In our latest article of the series on How to design recommender systems based on graphs? we introduced an emerging category of recommender system algorithm known as knowledge graph-based recommender systems. These systems leverage the semantic structure of knowledge graphs and the powerful capabilities of knowledge graph embedding (KGE) Algorithms to provide users with more precise product recommendations.
What is a Knowledge Graph Embedding?
As mentioned in the previous article, Knowledge graphs (KG) are effective in representing structured data and incorporating data coming from different sources, however the underlying symbolic nature of knowledge graph triples usually makes KGs hard to manipulate for Machine Learning applications.
A Knowledge Graph Embedding (KGE) is a representation of a KG element into a continuous vector space. The objective of learning those embeddings is to ease the manipulation of graph elements (entities, relations) for prediction tasks such as entity classification, link prediction or recommender systems.
Most of the proposed methods rely solely on graph triples with the goal to embed KG entities and relations into continuous vector space. The idea is to preserve the inherent structure of the KG and simplify the use of KG elements. Once KG elements are represented as embeddings, a scoring function is used to measure the plausibility of a triple (e.g. ‘George’, ‘is A’, ‘Person’).

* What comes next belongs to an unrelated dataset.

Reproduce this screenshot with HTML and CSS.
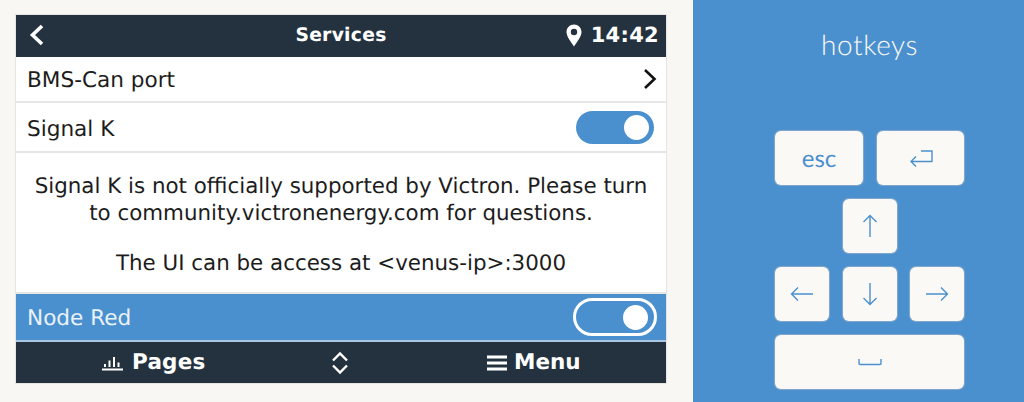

Inspired by Word Embeddings
Embeddings have become popular thanks to the release of Word2vec [1] in 2013. Word2vec efficiently learns word embeddings by training a shallow neural network to predict the context of a word included in a vocabulary, defined by a sliding window of a given amplitude, with the key idea to preserve the semantic of the words. Two different architectures are proposed as shown in the figure below, namely Continuous Bag-of-Words [2] (CBOW) that implements a neural network where the input corresponds to the context words wₜ₋ᵢ ,wₜ₋ᵢ₊₁ …wₜ₊ᵢ₋₁,wₜ₊ᵢ and the output to predict is the target word wₜ and Skip-Gram [1] that implements a two layer neural network where the input corresponds to the target word wₜ and the output to the context words.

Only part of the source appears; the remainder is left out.